◆ Material:
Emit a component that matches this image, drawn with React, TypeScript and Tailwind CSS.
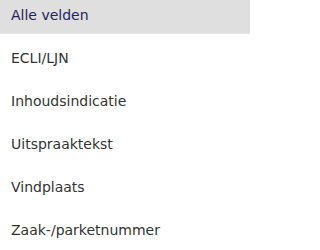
import React from 'react';

const fields = ['ECLI/LJN', 'Inhoudsindicatie', 'Uitspraaktekst', 'Vindplaats', 'Zaak-/parketnummer'];

const App: React.FC = () => {
    return (
        <div className="w-[250px] h-[250px] overflow-hidden bg-white font-['DejaVu_Sans',Verdana,sans-serif] text-[14px] leading-5">
            <ul>
                <li className="h-[34px] pt-[5px] pl-[11px] bg-[#dfdfdf] text-[#262260] border-b border-[#e9e9e9]">Alle velden</li>
                {fields.map((field) => (
                    <li key={field} className="h-[43px] pt-[14px] pl-[11px] text-[#333333]">{field}</li>
                ))}
            </ul>
        </div>
    )
}

export default App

◆ What needs to be done:
Copy every single line of the material above that holds "React".

◆ Task answer:
Emit a component that matches this image, drawn with React, TypeScript and Tailwind CSS.
import React from 'react';
const App: React.FC = () => {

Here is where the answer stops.